The two children, now aged 2 and 3, had dual British and Arabic heritage. They were born in England and had always lived with the British mother. The mother and children had fled the family home due to domestic violence and now lived in a refuge. The father was currently serving a prison sentence for breach of protective orders and he was subject to a deportation order.
The mother applied for child arrangements orders specifying that the children were to live with the mother and have no contact with the father, a specific issue order for the children to be known by alternative names and a s 91(14) order preventing the father from making further applications to the court. The guardian supported the mother’s applications.
A fact-finding hearing was convened to address allegations that the father had been violent towards the mother and that he had been radicalised by ISIS/Daesh and that that might present an additional threat to the children in the future.

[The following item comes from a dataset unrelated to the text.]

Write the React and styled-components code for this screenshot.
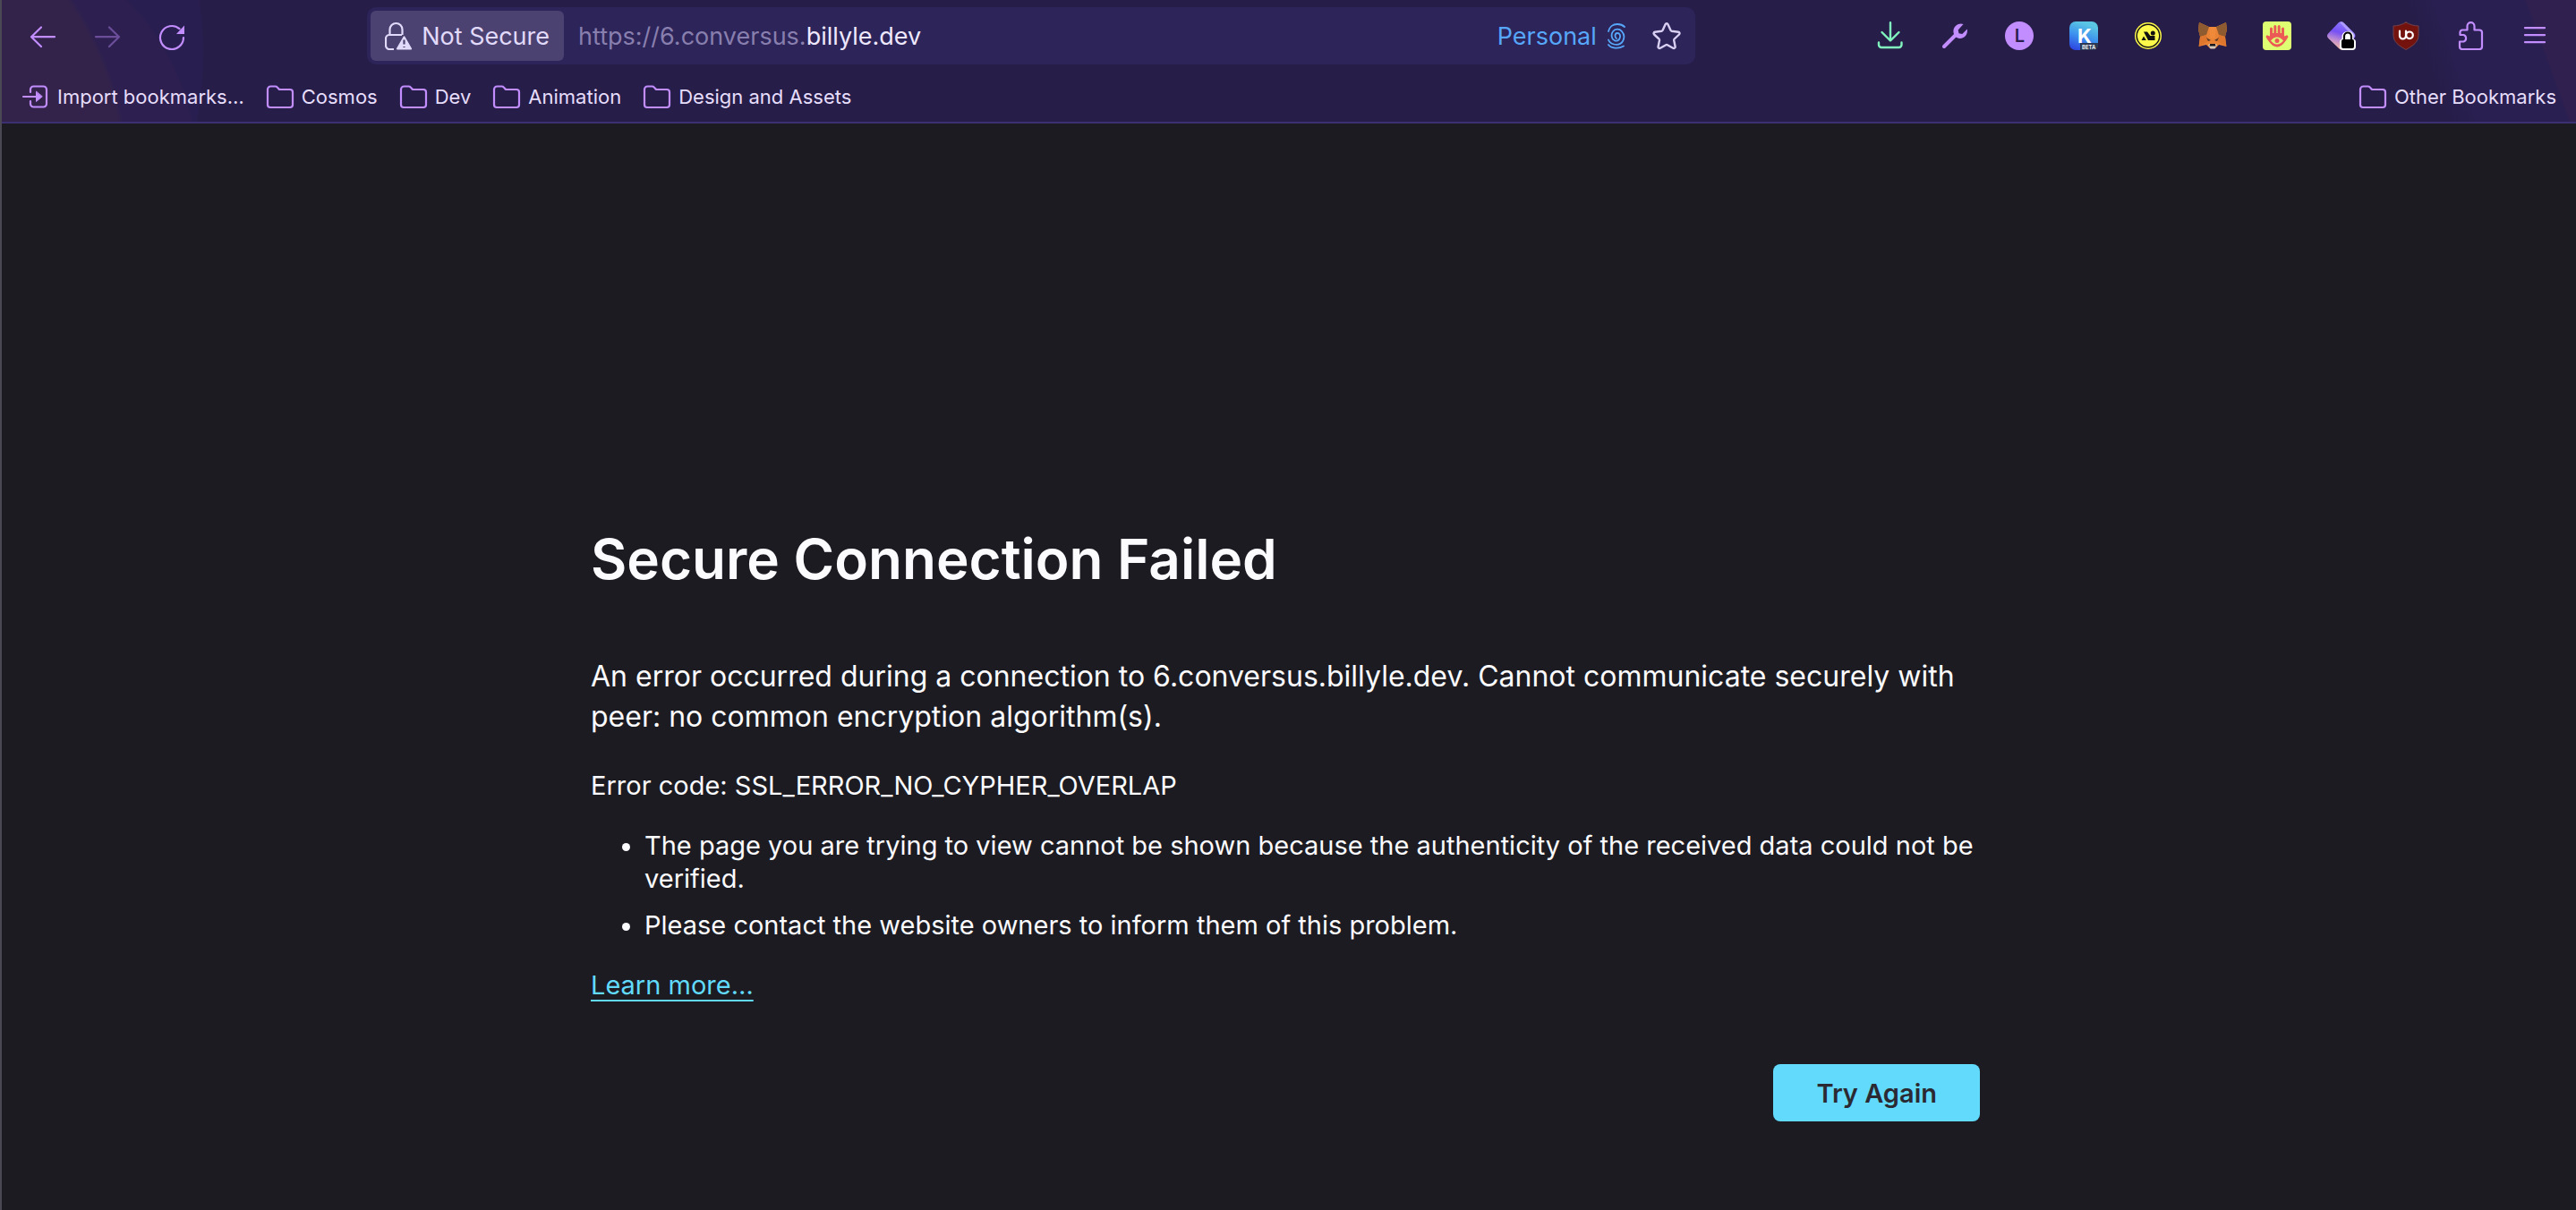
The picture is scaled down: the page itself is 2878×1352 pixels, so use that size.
import React from "react";
import styled, { createGlobalStyle } from "styled-components";

const Global = createGlobalStyle`
  *, *::before, *::after { box-sizing: border-box; }
  body {
    margin: 0;
    background: #1c1b22;
    font-family: Inter, "Liberation Sans", sans-serif;
  }
`;

const Window = styled.div`
  display: flex;
  flex-direction: column;
  min-height: 100vh;
  border-left: 2px solid #4a4853;
  background: #1c1b22;
`;

const Chrome = styled.header`
  border-bottom: 2px solid #3c3073;
  background:
    radial-gradient(ellipse 560px 420px at -420px 190px, #33234b 0 99%, transparent 100%),
    radial-gradient(ellipse 220px 260px at 0 200px, #2d2050 0 99%, transparent 100%),
    radial-gradient(ellipse 226px 300px at 0 60px, #291e50 0 99%, transparent 100%),
    linear-gradient(250deg, #2f2050 0 52px, #291f50 54px 150px, transparent 180px),
    #271d49;
`;

const NavBar = styled.nav`
  display: flex;
  align-items: center;
  height: 80px;
  padding: 0 10px;
`;

const ButtonGroup = styled.div`
  display: flex;
`;

const Spring = styled.div`
  flex: 10 1 0;
`;

const ToolButton = styled.button`
  display: flex;
  align-items: center;
  justify-content: center;
  width: 72px;
  height: 64px;
  padding: 0;
  border: 0;
  background: none;
  color: ${(p) => p.$color || "#c28dff"};
  opacity: ${(p) => (p.disabled ? 0.42 : 1)};
`;

const UrlBar = styled.form`
  flex: 81 1 0;
  display: flex;
  align-items: center;
  height: 64px;
  padding: 4px;
  border-radius: 10px;
  background: #2d2459;
  color: #e2dafa;
  font-size: 27px;
`;

const Identity = styled.button`
  display: flex;
  align-items: center;
  gap: 9px;
  height: 56px;
  padding: 0 16px;
  border: 0;
  border-radius: 6px;
  background: #4b4271;
  color: #e2dafa;
  font: inherit;
  white-space: nowrap;
`;

const UrlPrefix = styled.label`
  margin-left: 16px;
  color: #887fae;
`;

const UrlInput = styled.input`
  flex: 1;
  min-width: 0;
  padding: 0;
  border: 0;
  outline: 0;
  background: none;
  color: #eee8ff;
  font: inherit;
`;

const Container = styled.button`
  display: flex;
  align-items: center;
  gap: 12px;
  padding: 0;
  border: 0;
  background: none;
  color: #57a7fb;
  font: inherit;
`;

const StarButton = styled.button`
  display: flex;
  margin: 0 12px 0 30px;
  padding: 0;
  border: 0;
  background: none;
  color: #d9cff2;
`;

const BookmarkBar = styled.div`
  display: flex;
  align-items: center;
  gap: 24px;
  height: 56px;
  padding: 0 22px;
`;

const Bookmark = styled.button`
  display: flex;
  align-items: center;
  gap: 8px;
  margin-left: ${(p) => (p.$end ? "auto" : 0)};
  padding: 0;
  border: 0;
  background: none;
  color: #e6ddfb;
  font: inherit;
  font-size: 22px;
  line-height: 28px;
  white-space: nowrap;

  svg { color: #c28dff; }
`;

const Page = styled.main`
  flex: 1;
  display: flex;
  flex-direction: column;
  justify-content: center;
  align-items: center;
  padding: 348px 8px 0 0;
  color: #fbfbfe;
`;

const Article = styled.article`
  width: 100%;
  max-width: 1552px;
  font-size: 29px;
  line-height: 37px;
`;

const Title = styled.h1`
  margin: 0 0 68px;
  font-size: 62px;
  font-weight: 600;
  line-height: 80px;
`;

const Lead = styled.p`
  margin: 0 0 36px;
  font-size: 32px;
  line-height: 45px;
`;

const ErrorCode = styled.p`
  margin: 0 0 30px;
`;

const Reasons = styled.ul`
  margin: 0 0 30px;
  padding-left: 60px;
`;

const Reason = styled.li`
  & + & { margin-top: 15px; }
`;

const LearnMore = styled.a`
  color: #61dafb;
  text-decoration: underline;
  text-decoration-thickness: 2px;
  text-underline-offset: 6px;
`;

const Actions = styled.div`
  display: flex;
  justify-content: flex-end;
  margin-top: 70px;
`;

const TryAgain = styled.button`
  height: 64px;
  padding: 0 48px;
  border: 0;
  border-radius: 8px;
  background: #61dafb;
  color: #2b2a33;
  font: inherit;
  font-weight: 600;
`;

const Icon = ({ w = 32, h = 32, children }) => (
  <svg width={w} height={h} viewBox={`0 0 ${w} ${h}`} fill="none" stroke="currentColor"
    strokeWidth="2.2" strokeLinecap="round" strokeLinejoin="round" aria-hidden="true">
    {children}
  </svg>
);

const BackIcon = () => <Icon><path d="M29 17.2H3M14 6.5 3 17.2 14 28" /></Icon>;
const ForwardIcon = () => <Icon><path d="M3 17.2h26M18 6.5l11 10.7L18 28" /></Icon>;
const ReloadIcon = () => (
  <Icon>
    <path d="M29 18a13 13 0 1 1-4.500-9.800" />
    <path d="M21 14h9V4.500z" fill="currentColor" stroke="none" />
  </Icon>
);
const LockWarning = () => (
  <Icon>
    <path d="M5.500 15V9a7 7 0 0 1 14 0v6M10 31H5a4 4 0 0 1-4-4v-8a4 4 0 0 1 4-4h14" strokeLinecap="butt" />
    <path d="M21.500 17.500 29 30.500H14z" fill="currentColor" />
    <path d="M21.500 20.500v5M21.500 28v1" stroke="#4b4271" strokeLinecap="butt" />
  </Icon>
);
const Fingerprint = () => (
  <Icon w={20}>
    <path strokeWidth="1.8" d="M1 11C2 6 6 3 11 3c3 0 6 1 8 3M10 19c-2-1-2.300-5.600.8-6 3-.2 3.700 3 3 5.200-.8 3.300-4 4.300-6.300 2.800-3.400-2-3.700-6.700-1.500-9.700 2.400-3.200 7-3.500 9.800-.5 3 3.300 3.200 7.500 1.200 11.200-2 3.300-6 4.500-10 3.500-3-.8-5-2.500-6-5M1 26c3 4 11 5 17 1.500" />
  </Icon>
);
const Star = () => (
  <Icon>
    <path strokeWidth="2.400" d="M14.600 3.200c.6-1.300 2.300-1.300 2.900 0l3.100 6.700c.2.500.7.800 1.200.9l7.300.9c1.400.2 1.900 1.800.9 2.800l-5.300 5c-.4.400-.6.900-.5 1.500l1.400 7c.3 1.400-1.200 2.400-2.400 1.700l-6.300-3.500a1.700 1.700 0 0 0-1.700 0l-6.300 3.500c-1.200.7-2.600-.3-2.300-1.700l1.400-7c.1-.6-.1-1.100-.5-1.500l-5.400-5c-1-1-.5-2.600.9-2.800l7.300-.9c.5-.1 1-.4 1.200-.9z" />
  </Icon>
);
const ImportIcon = () => (
  <Icon>
    <path d="M10 11V8a3.500 3.500 0 0 1 3.500-3.500h11A3.500 3.500 0 0 1 28 8v16a3.500 3.500 0 0 1-3.500 3.500h-11A3.500 3.500 0 0 1 10 24v-3M2 16h16" />
    <path d="M16.500 10.500v11L23 16z" fill="currentColor" strokeWidth="1" />
  </Icon>
);
const Folder = () => (
  <Icon>
    <path d="M2 8a3.500 3.500 0 0 1 3.500-3.500h5c1 0 1.800.4 2.400 1.100l1.400 1.600c.4.500 1 .8 1.700.8h11A3 3 0 0 1 30 11v14a3 3 0 0 1-3 3H5a3 3 0 0 1-3-3z" />
  </Icon>
);
const Download = () => (
  <Icon>
    <path strokeWidth="2.400" d="M16 1.200v20M6.500 12l9.500 9.500 9.500-9.500M3 23.500V26a3 3 0 0 0 3 3h19.500a3 3 0 0 0 3-3v-2.500" />
  </Icon>
);
const Wrench = () => (
  <Icon>
    <path d="M4 28 17 15" strokeWidth="4" />
    <path fill="currentColor" stroke="none" d="M25.500 3a8.300 8.300 0 0 0-11 9c.3 3.600 3.200 6.800 7 7 5 .3 9.300-4.500 8.300-10.500L24.300 14l-3.800-.8-.8-3.800z" />
  </Icon>
);
const Account = () => (
  <Icon>
    <circle cx="16" cy="16" r="16" fill="#c28dff" stroke="none" />
    <text x="16.500" y="23" textAnchor="middle" fill="#2b1f50" stroke="none" fontFamily="Inter" fontSize="20" fontWeight="600">L</text>
  </Icon>
);
const Keplr = () => (
  <Icon>
    <defs>
      <linearGradient id="keplr" x1="0" y1="1" x2=".35" y2="0">
        <stop offset="0" stopColor="#2b3be0" /><stop offset=".55" stopColor="#3c91ee" /><stop offset="1" stopColor="#5bc6e4" />
      </linearGradient>
    </defs>
    <rect width="32" height="32" rx="7" fill="url(#keplr)" stroke="none" />
    <text x="9" y="24" fill="#fff" stroke="none" fontFamily="Inter" fontSize="22" fontWeight="700">K</text>
    <path d="M12 24h20v3a5 5 0 0 1-5 5H12z" fill="#2b3854" stroke="none" />
    <text x="14" y="30.500" fill="#fff" stroke="none" fontFamily="Inter" fontSize="6" fontWeight="600">BETA</text>
  </Icon>
);
const YellowCoin = () => (
  <Icon>
    <circle cx="16" cy="16" r="15" fill="#fdf94a" stroke="none" />
    <circle cx="16" cy="16" r="12.800" stroke="#151515" strokeWidth="1.500" />
    <path d="M8.500 21 11 16.500l2.800 4.500zM11 11.500h4l4.500 6V21h-3.500zM18.500 16h5v5h-5z" fill="#111" stroke="none" />
    <circle cx="21.300" cy="13" r="2.500" fill="#111" stroke="none" />
  </Icon>
);
const Fox = () => (
  <Icon>
    <g stroke="none">
      <path d="M1 1l11 5h8l11-5 1 8-2 8 1.500 11-8.500-2-4 4h-6l-4-4-8.500 2L2 17 0 9z" fill="#e88235" />
      <path d="M1 1l11 5-3 9-7 2L0 9zM31 1 20 6l3 9 7 2 2-8z" fill="#8e5a30" />
      <path d="M12 6h8l-1.500 13h-5z" fill="#f08a3a" />
      <path d="M2 17l7-2 2 7-10 6zM30 17l-7-2-2 7 10 6z" fill="#df762d" />
      <path d="M9 18l5 3-3 1zM23 18l-5 3 3 1z" fill="#5b3a2b" />
      <path d="M11 26l2-1h6l2 1-2.500 4.500h-5z" fill="#d8c8b8" />
      <path d="M13.200 25h5.600l.7 2.500h-7z" fill="#17181c" />
    </g>
  </Icon>
);
const Hand = () => (
  <Icon>
    <rect width="32" height="32" rx="4" fill="#deff72" stroke="none" />
    <path stroke="#ec5a55" strokeWidth="3" d="M9.500 17V8M13.800 15V5.500M18.200 15V5.500M22.500 17V8" />
    <path fill="#ec5a55" stroke="none" d="M8 13h16v3.500l2-.8c1.800-.4 3 .8 2 2.300C25 23 21 28.500 16 28.500S7 23 4 18c-1-1.500.2-2.700 2-2.300l2 .8z" />
    <path fill="#deff72" stroke="none" d="M9 21.500q7-8 14 0-7 8-14 0z" />
    <circle cx="16" cy="21.500" r="2.500" fill="#ec5a55" stroke="none" />
  </Icon>
);
const Prism = () => (
  <Icon>
    <defs>
      <linearGradient id="prism" x1=".6" y1="0" x2=".3" y2="1">
        <stop offset="0" stopColor="#8f7cff" /><stop offset=".4" stopColor="#7650f4" /><stop offset=".7" stopColor="#c391cf" /><stop offset="1" stopColor="#ffc29a" />
      </linearGradient>
    </defs>
    <path d="M13 1q3-2 6 1l11 11q3 3 0 6L19 30q-3 3-6 0L1.500 19q-3-3 0-6z" fill="url(#prism)" stroke="none" />
    <path d="M14 1q3-2 5 1l11 11q2 3 0 5z" fill="#ad9bff" stroke="none" />
    <path d="M14 23q0-3 2.500-3.500V17c0-8 13-8 13 0v2.500Q32 20 32 23v5q0 4-4 4H18q-4 0-4-4z" fill="#fff" stroke="none" />
    <rect x="16" y="20" width="14" height="10" rx="2" fill="#000" stroke="none" />
    <path d="M19 21v-4.500a4 4 0 0 1 8 0V21" stroke="#000" />
  </Icon>
);
const Shield = () => (
  <Icon>
    <path d="M16 1c4.500 2.600 9 3.800 14 4v10c0 8-6 12-14 16.500C8 27 2 23 2 15V5c5-.2 9.500-1.400 14-4z" fill="#74120e" stroke="#74424a" strokeWidth="1" />
    <path d="M9 10.500v5.500a3.500 3.500 0 0 0 7 0v-1.500M16 10.500v5" stroke="#fff" />
    <circle cx="20" cy="15.300" r="3.800" stroke="#fff" />
  </Icon>
);
const Puzzle = () => (
  <Icon>
    <path d="M4.500 13.500V12a2.500 2.500 0 0 1 2.500-2.500h5.500V5.200a4 4 0 0 1 8 0v4.300H26a3 3 0 0 1 3 3V28a3 3 0 0 1-3 3H7a3 3 0 0 1-3-3v-5.500h4.500a4 4 0 0 0 0-7.500H4.500z" />
  </Icon>
);
const Menu = () => <Icon><path d="M5 7.200h22M5 15.200h22M5 23.200h22" /></Icon>;

const extensions = [
  ["Downloads", Download, "#80f5bd"],
  ["Developer tools", Wrench],
  ["Account", Account],
  ["Keplr", Keplr],
  ["Coin wallet", YellowCoin],
  ["MetaMask", Fox],
  ["Ad guard", Hand],
  ["Private prism", Prism],
  ["uBlock Origin", Shield],
  ["Extensions", Puzzle],
  ["Open menu", Menu],
];

const folders = ["Cosmos", "Dev", "Animation", "Design and Assets"];

export default function App() {
  return (
    <Window>
      <Global />
      <Chrome>
        <NavBar>
          <ButtonGroup>
            <ToolButton aria-label="Back"><BackIcon /></ToolButton>
            <ToolButton aria-label="Forward" disabled><ForwardIcon /></ToolButton>
            <ToolButton aria-label="Reload"><ReloadIcon /></ToolButton>
          </ButtonGroup>
          <Spring />
          <UrlBar onSubmit={(e) => e.preventDefault()}>
            <Identity type="button"><LockWarning />Not Secure</Identity>
            <UrlPrefix htmlFor="url">https://6.conversus.</UrlPrefix>
            <UrlInput id="url" type="text" defaultValue="billyle.dev" />
            <Container type="button">Personal<Fingerprint /></Container>
            <StarButton type="button" aria-label="Bookmark this page"><Star /></StarButton>
          </UrlBar>
          <Spring />
          <ButtonGroup>
            {extensions.map(([name, Glyph, color]) => (
              <ToolButton key={name} aria-label={name} $color={color}><Glyph /></ToolButton>
            ))}
          </ButtonGroup>
        </NavBar>
        <BookmarkBar>
          <Bookmark><ImportIcon />Import bookmarks…</Bookmark>
          {folders.map((name) => (
            <Bookmark key={name}><Folder />{name}</Bookmark>
          ))}
          <Bookmark $end><Folder />Other Bookmarks</Bookmark>
        </BookmarkBar>
      </Chrome>
      <Page>
        <Article>
          <Title>Secure Connection Failed</Title>
          <Lead>
            An error occurred during a connection to 6.conversus.billyle.dev. Cannot communicate securely with
            peer: no common encryption algorithm(s).
          </Lead>
          <ErrorCode>Error code: SSL_ERROR_NO_CYPHER_OVERLAP</ErrorCode>
          <Reasons>
            <Reason>
              The page you are trying to view cannot be shown because the authenticity of the received data could not be
              verified.
            </Reason>
            <Reason>Please contact the website owners to inform them of this problem.</Reason>
          </Reasons>
          <LearnMore href="#learn-more">Learn more…</LearnMore>
          <Actions><TryAgain>Try Again</TryAgain></Actions>
        </Article>
      </Page>
    </Window>
  );
}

The mother’s case on the issue of domestic violence was made out. However, the allegations of radicalisation were not made out. They were vague, generalised and there was no evidence he was involved with, or actively supported Daesh (or Islamic State), had openly espoused their dogma or aims or that he had encouraged others to do so. Radicalisation was a sensitive subject and there must be no suggestion that the courts would accept or tolerate any suggestion that adherents of the Islamic Faith, or any other faith, were, ipso facto, supporters of extremism.
The father had been repeatedly violent, threatening and dominated every aspect of the mother’s life before she left him, and that he had deliberately set out to intimidate and control her, using his religion, and hers, to justify and normalise his brutal and aggressive behaviour.The court made the orders sought.